Tallest student accommodation in Europe meets 21st century aspiration
The private sector has a growing share of an ever more competitive market. ‘Student Castle’ is a company specialising in student accommodation with a commitment to ‘change the perception of traditional private student accommodation by meeting 21st century student aspiration.’ 1 Great Marlborough Street is its second scheme in the UK.
The 37-storey build could easily have been a crude disfigurement, not just of the immediate location but of the whole city itself, but architects Hodder + Partners have sculpted an elegant solution which is strong and confident and at the same time carefully stated
At ground level there is a street pattern of largely 5-storey 19th century redbrick industrial buildings, many converted to a wild mixture of apartments, clubs and bars.
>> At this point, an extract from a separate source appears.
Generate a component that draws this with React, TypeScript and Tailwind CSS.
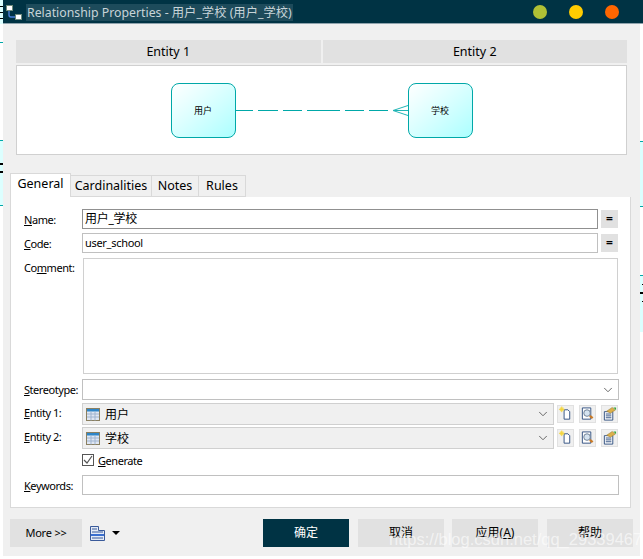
import { ChevronDown } from 'lucide-react';

const font = 'font-["Noto_Sans","Noto_Sans_CJK_SC",sans-serif]';

function TableIcon() {
  return (
    <svg width="14" height="13" viewBox="0 0 14 13" className="shrink-0">
      <rect x="0.5" y="0.5" width="13" height="12" fill="#dfe6f2" stroke="#8a7f60" />
      <rect x="1" y="1" width="12" height="2.5" fill="#2f86c8" />
      <path d="M1 6h12M1 9h12M5 3.5v9M9 3.5v9" stroke="#9fb4d0" strokeWidth="1" />
    </svg>
  );
}

function NewIcon() {
  return (
    <svg width="16" height="16" viewBox="0 0 16 16">
      <path d="M6.5 3.5h4l2 2v8h-6z" fill="#fff" stroke="#2f4f80" />
      <rect x="2" y="1" width="4" height="4" fill="#f6e26a" />
      <path d="M1 3h6M4 0v6" stroke="#f3d23e" strokeWidth="1" />
    </svg>
  );
}

function FindIcon() {
  return (
    <svg width="16" height="16" viewBox="0 0 16 16">
      <path d="M2.5 1.5h9v12h-9z" fill="#fff" stroke="#2f4f80" />
      <circle cx="7.5" cy="7" r="3.5" fill="#d5e3f0" stroke="#6c7d92" />
      <path d="M10.5 10l3 2.5" stroke="#c87a28" strokeWidth="2.5" />
    </svg>
  );
}

function PropsIcon() {
  return (
    <svg width="16" height="16" viewBox="0 0 16 16">
      <path d="M2.5 5.5h9v9h-9z" fill="#fff" stroke="#2f4f80" />
      <path d="M4 8h6M4 10h6M4 12h6" stroke="#2f4f80" />
      <path d="M5 5l6-4 3 3-5 3z" fill="#dcb04a" stroke="#9c7a2a" strokeWidth="0.6" />
      <path d="M12 1l3 0 0 3z" fill="#3aa53a" />
    </svg>
  );
}

function SmallButton({ children }: { children: React.ReactNode }) {
  return <div className="flex h-[18px] w-[17px] items-center justify-center bg-[#f0f0f0] border border-[#e1e1e1]">{children}</div>;
}

function EqualsButton() {
  return (
    <div className="flex h-[18px] w-[17px] items-center justify-center bg-[#e1e1e1] text-[12px] font-bold leading-none text-black">=</div>
  );
}

function Label({ children, first }: { children: string; first?: number }) {
  const i = first ?? 0;
  return (
    <span className="w-[58px] shrink-0 text-[11px] leading-none tracking-[-0.45px] text-black">
      {children.slice(0, i)}
      <span className="underline">{children[i]}</span>
      {children.slice(i + 1)}
    </span>
  );
}

function EntityRow({ label, value }: { label: string; value: string }) {
  return (
    <div className="flex h-[22px] items-center">
      <div className="mb-[3px] flex w-[58px] shrink-0"><Label>{label}</Label></div>
      <div className="flex h-full w-[472px] items-center border border-[#d0d0d0] bg-[#f0f0f0] pl-[3px] pr-[3px]">
        <TableIcon />
        <span className="ml-[5px] mt-[2px] text-[12px] text-black">{value}</span>
        <ChevronDown className="ml-auto h-3.5 w-3.5 text-[#555]" strokeWidth={1.5} />
      </div>
      <div className="ml-[3px] flex gap-[5px]">
        <SmallButton><NewIcon /></SmallButton>
        <SmallButton><FindIcon /></SmallButton>
        <SmallButton><PropsIcon /></SmallButton>
      </div>
    </div>
  );
}

function ErNode({ text }: { text: string }) {
  return (
    <div className="flex h-[55px] w-[65px] items-center justify-center rounded-[8px] border border-[#00a8a8] bg-gradient-to-br from-white to-[#aaffff] pt-px text-[9px] text-black">
      {text}
    </div>
  );
}

function BottomButton({ children, primary }: { children: React.ReactNode; primary?: boolean }) {
  return (
    <div className={primary ? 'flex h-[28px] w-[86px] items-center justify-center bg-[#003344] text-[12px] text-white' : 'flex h-[28px] w-[86px] items-center justify-center bg-[#e1e1e1] text-[12px] text-black'}>
      {children}
    </div>
  );
}

function LeftStrip() {
  return (
    <div className="flex h-[559px] w-[3px] shrink-0 flex-col">
      <div className="flex h-[24px] flex-col items-start gap-[5px] bg-[#dcffff] pt-[6px]">
        <div className="h-px w-full bg-black" />
        <div className="h-px w-full bg-black" />
        <div className="h-px w-full bg-black" />
      </div>
      <div className="h-[18px] bg-white" />
      <div className="h-px bg-[#00a8a8]" />
      <div className="h-[97px] bg-white" />
      <div className="h-px bg-[#00a8a8]" />
      <div className="flex h-[64px] flex-col gap-[6px] bg-[#dcffff] pt-[22px]">
        <div className="h-[2px] w-full bg-black" />
        <div className="h-[2px] w-full bg-black" />
      </div>
      <div className="h-px bg-[#00a8a8]" />
    </div>
  );
}

function RightStrip() {
  return (
    <div className="flex w-[3px] shrink-0 flex-col">
      <div className="h-[117px] bg-white" />
      <div className="h-px bg-[#00a8a8]" />
      <div className="h-[64px] bg-[#dcffff]" />
      <div className="h-px bg-[#00a8a8]" />
      <div className="h-[68px] bg-white" />
      <div className="h-px bg-[#00a8a8]" />
      <div className="flex h-[56px] flex-col gap-[7px] bg-[#dcffff] pt-[8px]">
        <div className="ml-[2px] h-px bg-black" />
        <div className="h-[2px] bg-black" />
        <div className="ml-[2px] h-px bg-black" />
      </div>
    </div>
  );
}

export default function App() {
  return (
    <div className={`relative flex h-[559px] w-[643px] overflow-hidden bg-white ${font}`}>
      <LeftStrip />
      <div className="flex min-w-0 flex-1 flex-col">
        {/* title bar */}
        <div className="flex h-[24px] shrink-0 items-center border-b border-[#8fa3ad] bg-[#003344] pl-[3px]">
          <svg width="18" height="18" viewBox="0 0 18 18" className="shrink-0">
            <rect x="0.5" y="2.5" width="6" height="5" fill="#fff" stroke="#6f8a7a" />
            <rect x="9.5" y="11.5" width="6" height="5" fill="#fff" stroke="#6f8a7a" />
            <path d="M3 8v4q0 2 2 2h4" fill="none" stroke="#4a7fd8" strokeWidth="1.4" />
          </svg>
          <span className="ml-[2px] mt-px bg-[#1d4b5b] px-px text-[12.3px] leading-[17px] whitespace-nowrap text-[#c8d4d8]">
            Relationship Properties - 用户_学校 (用户_学校)
          </span>
          <div className="ml-auto mr-[24px] flex gap-[22px]">
            <div className="h-[14px] w-[14px] rounded-full bg-[#b0c035]" />
            <div className="h-[14px] w-[14px] rounded-full bg-[#ffcc00]" />
            <div className="h-[14px] w-[14px] rounded-full bg-[#ff6600]" />
          </div>
        </div>

        <div className="flex flex-1">
          <div className="flex h-[532px] w-[637px] shrink-0 flex-col bg-[#f0f0f0]">
            {/* entity headers */}
            <div className="ml-[13px] mt-[16px] flex w-[611px] gap-[2px]">
              <div className="flex h-[23px] flex-1 items-center justify-center bg-[#e1e1e1] pt-[2px] text-[12.5px] text-black">Entity 1</div>
              <div className="flex h-[23px] flex-1 items-center justify-center bg-[#e1e1e1] pt-[2px] text-[12.5px] text-black">Entity 2</div>
            </div>

            {/* diagram */}
            <div className="ml-[13px] mt-[2px] flex h-[90px] w-[611px] items-center justify-center border border-[#d0d0d0] bg-white">
              <ErNode text="用户" />
              <svg width="172" height="20" viewBox="0 0 172 20" className="shrink-0">
                <path d="M0 10.5h17M22 10.5h20M47 10.5h19M71 10.5h33M109 10.5h19M133 10.5h19" stroke="#00a8a8" strokeWidth="1" />
                <path d="M172 5.5L157 10.5L172 15.5M157 10.5h15" fill="none" stroke="#22b5b5" strokeWidth="1" />
              </svg>
              <ErNode text="学校" />
            </div>

            {/* tabs */}
            <div className="ml-[7px] mt-[18px] flex h-[24px] items-end">
              <div className="flex h-[24px] w-[61px] items-center justify-center border border-b-0 border-[#d9d9d9] bg-white pb-[2px] text-[12.5px] text-black">General</div>
              <div className="flex h-[22px] w-[81px] items-center justify-center border border-l-0 border-[#d9d9d9] bg-[#f0f0f0] text-[12.5px] text-black">Cardinalities</div>
              <div className="flex h-[22px] w-[47px] items-center justify-center border border-l-0 border-[#d9d9d9] bg-[#f0f0f0] text-[12.5px] text-black">Notes</div>
              <div className="flex h-[22px] w-[47px] items-center justify-center border border-l-0 border-[#d9d9d9] bg-[#f0f0f0] text-[12.5px] text-black">Rules</div>
            </div>

            {/* tab panel */}
            <div className="ml-[7px] flex h-[311px] w-[621px] flex-col border border-t-0 border-[#d9d9d9] bg-white pl-[13px] pt-[12px]">
              <div className="flex h-[20px] items-center">
                <Label>Name:</Label>
                <div className="flex h-full w-[516px] items-center border border-[#909090] pl-[2px] text-[12px] tracking-[-0.3px] text-black">用户_学校</div>
                <div className="ml-[3px]"><EqualsButton /></div>
              </div>
              <div className="mt-[4px] flex h-[20px] items-center">
                <Label>Code:</Label>
                <div className="flex h-full w-[516px] items-center border border-[#c0c0c0] pl-[2px] text-[11px] tracking-[-0.3px] text-black">user_school</div>
                <div className="ml-[3px]"><EqualsButton /></div>
              </div>
              <div className="mt-[5px] flex">
                <span className="w-[59px] shrink-0 pt-[4px] text-[11px] leading-none tracking-[-0.45px] text-black">
                  Co<span className="underline">m</span>ment:
                </span>
                <div className="h-[116px] w-[535px] border border-[#d0d0d0]" />
              </div>
              <div className="mt-[5px] flex h-[21px] items-center">
                <Label>Stereotype:</Label>
                <div className="flex h-full w-[537px] items-center justify-end border border-[#c0c0c0] pr-[3px]">
                  <ChevronDown className="h-3.5 w-3.5 text-[#555]" strokeWidth={1.5} />
                </div>
              </div>
              <div className="mt-[3px]"><EntityRow label="Entity 1:" value="用户" /></div>
              <div className="mt-[2px]"><EntityRow label="Entity 2:" value="学校" /></div>
              <div className="ml-[58px] mt-[5px] flex h-[12px] items-center">
                <div className="flex h-[12px] w-[12px] items-center justify-center border border-[#555] bg-white">
                  <svg width="10" height="10" viewBox="0 0 10 10">
                    <path d="M1 5l3 3 5-7" fill="none" stroke="#555" strokeWidth="1.2" />
                  </svg>
                </div>
                <span className="ml-[4px] text-[11px] leading-none tracking-[-0.45px] text-black"><span className="underline">G</span>enerate</span>
              </div>
              <div className="mt-[9px] flex h-[20px] items-center">
                <Label>Keywords:</Label>
                <div className="h-full w-[537px] border border-[#c0c0c0]" />
              </div>
            </div>

            {/* bottom buttons */}
            <div className="ml-[7px] mt-[11px] flex items-center">
              <div className="flex h-[28px] w-[72px] items-center justify-center bg-[#e1e1e1] text-[11px] tracking-[-0.2px] text-black">More &gt;&gt;</div>
              <svg width="15" height="15" viewBox="0 0 15 15" className="ml-[8px] shrink-0">
                <path d="M0.5 0.5h8v4h6v10h-14z" fill="#e4ebf6" stroke="#3a5a9a" />
                <rect x="1" y="8" width="13" height="2" fill="#3a6fd0" />
                <path d="M2 3h5M2 6h11M2 12h11" stroke="#3a5a9a" />
              </svg>
              <svg width="8" height="4" viewBox="0 0 8 4" className="ml-[7px] shrink-0">
                <path d="M0 0h8L4 4z" fill="#000" />
              </svg>
              <div className="ml-[143px] flex">
                <BottomButton primary>确定</BottomButton>
                <div className="ml-[9px]"><BottomButton>取消</BottomButton></div>
                <div className="ml-[8px]"><BottomButton>应用(<span className="underline">A</span>)</BottomButton></div>
                <div className="ml-[9px]"><BottomButton>帮助</BottomButton></div>
              </div>
            </div>
          </div>
          <RightStrip />
        </div>
      </div>

      {/* csdn watermark */}
      <span className='absolute left-[389px] top-[527px] font-["Liberation_Sans",sans-serif] text-[16.5px] whitespace-nowrap text-white/60'>
        https://blog.csdn.net/qq_29339467
      </span>
    </div>
  );
}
The base of the building is formed of a six-storey plinth which occupies the full 22 meters depth of the site, and addresses the heights of the railway viaduct and the adjacent buildings to the east in New Wakefield Street.
The majority of the building is placed above the plinth in a narrow structure that occupies less than fifteen metres of the site’s depth, facing east-west, parallel to Great Marlborough Street.
The thin profile that the building presents to the north and the south, and the fact that the mass is presented in a cluster of four towers or slices each rising to a different height, all reduce the building’s potential dominance of its site.
Hodder + Partners have worked hard to give the multiple faces of the building interest and dynamism.
This is achieved partly by deeply profiled curtain walling, using the full capabilities of the Reynaers CW 50 and CW 60 systems, but also by the selective use of bronzefinished panels to relieve the dominant palette of grey.
The most distinctive feature of the building’s external form is the soft pattern of 450mm wide ceramic tiles which clad the extensive unbroken planes on all sides of the building.
The building gained a BREEAM ‘Very Good’ classification, partly due to the extensive use of air-source heat pumps and heat exchange for both cooling and hot water, as well as Reynaers CS 68 high performance threechamber window system for insulation and air-tightness.
Although Manchester’s skyline is already pierced by a variety of smaller towers, 1 Great Marlborough Street marks an important phase in the development of the city, putting a new economy at the top of its agenda.